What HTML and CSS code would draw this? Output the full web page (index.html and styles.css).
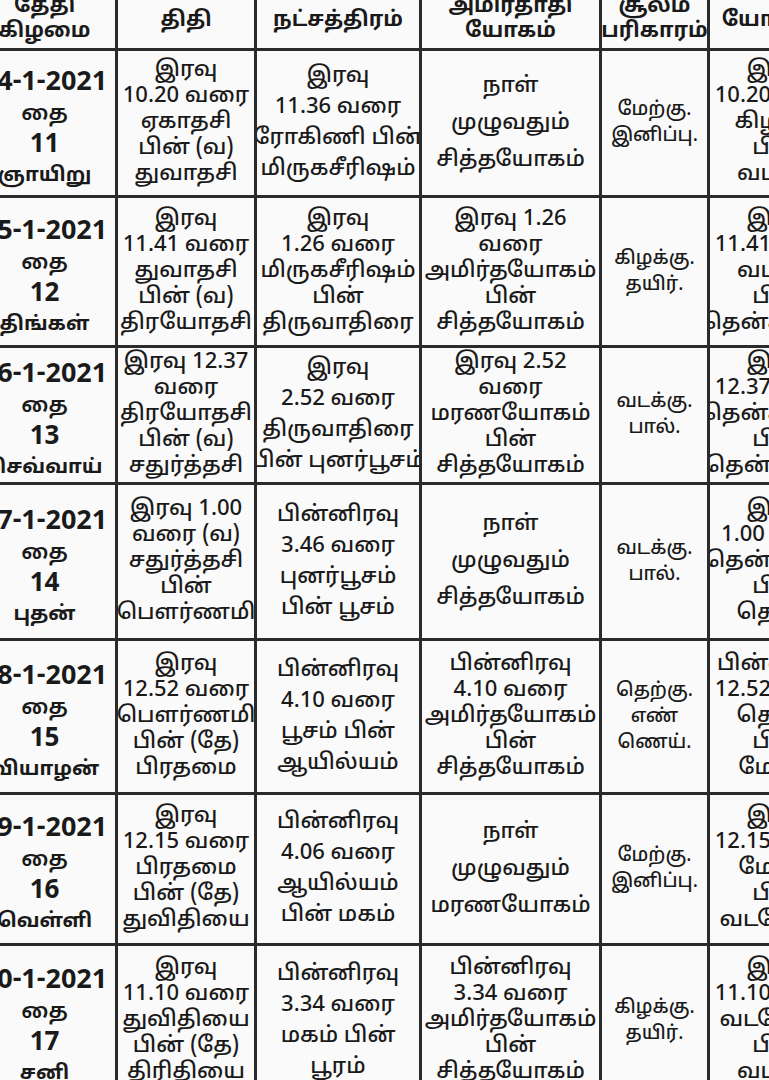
FILE: index.html
```html
<!DOCTYPE html>
<html lang="ta">
<head>
<meta charset="utf-8">
<title>தை மாத பஞ்சாங்கம்</title>
<link rel="stylesheet" href="styles.css">
</head>
<body>
<div class="page">
  <div class="grid">
    <div class="cell head"><span>தேதி</span><span>கிழமை</span></div>
    <div class="cell head one"><span>திதி</span></div>
    <div class="cell head one"><span>நட்சத்திரம்</span></div>
    <div class="cell head"><span>அமிர்தாதி</span><span>யோகம்</span></div>
    <div class="cell head"><span>சூலம்</span><span>பரிகாரம்</span></div>
    <div class="cell head one"><span>யோகினி</span></div>

    <div class="cell date"><span class="b">14-1-2021</span><span>தை</span><span class="n">11</span><span class="day">ஞாயிறு</span></div>
    <div class="cell"><span>இரவு</span><span>10.20 வரை</span><span>ஏகாதசி</span><span>பின் (வ)</span><span>துவாதசி</span></div>
    <div class="cell"><span>இரவு</span><span>11.36 வரை</span><span>ரோகிணி பின்</span><span>மிருகசீரிஷம்</span></div>
    <div class="cell"><span>நாள்</span><span>முழுவதும்</span><span>சித்தயோகம்</span></div>
    <div class="cell small"><span>மேற்கு.</span><span>இனிப்பு.</span></div>
    <div class="cell"><span>இரவு</span><span>10.20 வரை</span><span>கிழக்கு</span><span>பின்</span><span>வடக்கு</span></div>

    <div class="cell date"><span class="b">15-1-2021</span><span>தை</span><span class="n">12</span><span class="day">திங்கள்</span></div>
    <div class="cell"><span>இரவு</span><span>11.41 வரை</span><span>துவாதசி</span><span>பின் (வ)</span><span>திரயோதசி</span></div>
    <div class="cell"><span>இரவு</span><span>1.26 வரை</span><span>மிருகசீரிஷம்</span><span>பின்</span><span>திருவாதிரை</span></div>
    <div class="cell"><span>இரவு 1.26</span><span>வரை</span><span>அமிர்தயோகம்</span><span>பின்</span><span>சித்தயோகம்</span></div>
    <div class="cell small"><span>கிழக்கு.</span><span>தயிர்.</span></div>
    <div class="cell"><span>இரவு</span><span>11.41 வரை</span><span>வடக்கு</span><span>பின்</span><span>தென்கிழக்கு</span></div>

    <div class="cell date"><span class="b">16-1-2021</span><span>தை</span><span class="n">13</span><span class="day">செவ்வாய்</span></div>
    <div class="cell"><span>இரவு 12.37</span><span>வரை</span><span>திரயோதசி</span><span>பின் (வ)</span><span>சதுர்த்தசி</span></div>
    <div class="cell"><span>இரவு</span><span>2.52 வரை</span><span>திருவாதிரை</span><span>பின் புனர்பூசம்</span></div>
    <div class="cell"><span>இரவு 2.52</span><span>வரை</span><span>மரணயோகம்</span><span>பின்</span><span>சித்தயோகம்</span></div>
    <div class="cell small"><span>வடக்கு.</span><span>பால்.</span></div>
    <div class="cell"><span>இரவு</span><span>12.37 வரை</span><span>தென்கிழக்கு</span><span>பின்</span><span>தென்மேற்கு</span></div>

    <div class="cell date"><span class="b">17-1-2021</span><span>தை</span><span class="n">14</span><span class="day">புதன்</span></div>
    <div class="cell"><span>இரவு 1.00</span><span>வரை (வ)</span><span>சதுர்த்தசி</span><span>பின்</span><span>பௌர்ணமி</span></div>
    <div class="cell"><span>பின்னிரவு</span><span>3.46 வரை</span><span>புனர்பூசம்</span><span>பின் பூசம்</span></div>
    <div class="cell"><span>நாள்</span><span>முழுவதும்</span><span>சித்தயோகம்</span></div>
    <div class="cell small"><span>வடக்கு.</span><span>பால்.</span></div>
    <div class="cell"><span>இரவு</span><span>1.00 வரை</span><span>தென்மேற்கு</span><span>பின்</span><span>தெற்கு</span></div>

    <div class="cell date"><span class="b">18-1-2021</span><span>தை</span><span class="n">15</span><span class="day">வியாழன்</span></div>
    <div class="cell"><span>இரவு</span><span>12.52 வரை</span><span>பௌர்ணமி</span><span>பின் (தே)</span><span>பிரதமை</span></div>
    <div class="cell"><span>பின்னிரவு</span><span>4.10 வரை</span><span>பூசம் பின்</span><span>ஆயில்யம்</span></div>
    <div class="cell"><span>பின்னிரவு</span><span>4.10 வரை</span><span>அமிர்தயோகம்</span><span>பின்</span><span>சித்தயோகம்</span></div>
    <div class="cell small"><span>தெற்கு.</span><span>எண்</span><span>ணெய்.</span></div>
    <div class="cell"><span>பின்னிரவு</span><span>12.52 வரை</span><span>தெற்கு</span><span>பின்</span><span>மேற்கு</span></div>

    <div class="cell date"><span class="b">19-1-2021</span><span>தை</span><span class="n">16</span><span class="day">வெள்ளி</span></div>
    <div class="cell"><span>இரவு</span><span>12.15 வரை</span><span>பிரதமை</span><span>பின் (தே)</span><span>துவிதியை</span></div>
    <div class="cell"><span>பின்னிரவு</span><span>4.06 வரை</span><span>ஆயில்யம்</span><span>பின் மகம்</span></div>
    <div class="cell"><span>நாள்</span><span>முழுவதும்</span><span>மரணயோகம்</span></div>
    <div class="cell small"><span>மேற்கு.</span><span>இனிப்பு.</span></div>
    <div class="cell"><span>இரவு</span><span>12.15 வரை</span><span>மேற்கு</span><span>பின்</span><span>வடமேற்கு</span></div>

    <div class="cell date"><span class="b">20-1-2021</span><span>தை</span><span class="n">17</span><span class="day">சனி</span></div>
    <div class="cell"><span>இரவு</span><span>11.10 வரை</span><span>துவிதியை</span><span>பின் (தே)</span><span>திரிதியை</span></div>
    <div class="cell"><span>பின்னிரவு</span><span>3.34 வரை</span><span>மகம் பின்</span><span>பூரம்</span></div>
    <div class="cell"><span>பின்னிரவு</span><span>3.34 வரை</span><span>அமிர்தயோகம்</span><span>பின்</span><span>சித்தயோகம்</span></div>
    <div class="cell small"><span>கிழக்கு.</span><span>தயிர்.</span></div>
    <div class="cell"><span>இரவு</span><span>11.10 வரை</span><span>வடமேற்கு</span><span>பின்</span><span>வடக்கு</span></div>
  </div>
</div>
</body>
</html>
```
FILE: styles.css
```css
html, body {
  margin: 0;
  padding: 0;
  background: #ffffff;
}
.page {
  width: 769px;
  height: 1080px;
  overflow: hidden;
  background: #fafafa;
}
.grid {
  display: grid;
  grid-template-columns: 141px 136px 162px 177px 105px 136px;
  grid-template-rows: 57px 144px 147px 134px 153px 151px 148px 150px;
  gap: 3px;
  background: #2b2b2b;
  width: max-content;
  margin: -9px 0 0 -26px;
  font-family: "Noto Sans Tamil", "Lohit Tamil", "Noto Sans", "Liberation Sans", sans-serif;
  color: #1a1a1a;
}
.cell {
  background: #fafafa;
  display: flex;
  flex-direction: column;
  align-items: center;
  justify-content: center;
  text-align: center;
  font-size: 22px;
  font-weight: 500;
  line-height: 37px;
  white-space: nowrap;
  overflow: hidden;
}
.cell:has(> span:nth-child(4)) {
  line-height: 31px;
}
.cell:has(> span:nth-child(5)) {
  line-height: 26px;
}
.head {
  font-weight: 700;
  font-size: 21px;
  line-height: 25px;
}
.head.one {
  padding-top: 4px;
}
.date {
  padding-top: 14px;
}
.cell.date {
  line-height: 32px;
}
.date span {
  font-weight: 600;
}
.date .b {
  font-weight: 700;
  font-size: 27px;
}
.date .n {
  font-weight: 700;
  font-size: 26px;
}
.date .day {
  font-weight: 700;
  font-size: 20px;
}
.cell.small {
  font-size: 19px;
  line-height: 26px;
}
```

* * *

● **BRIEF**:
Examine the listing and say how many of its lines contain the string "styles". Give the number alone.

● **ANSWER IN FULL**:
3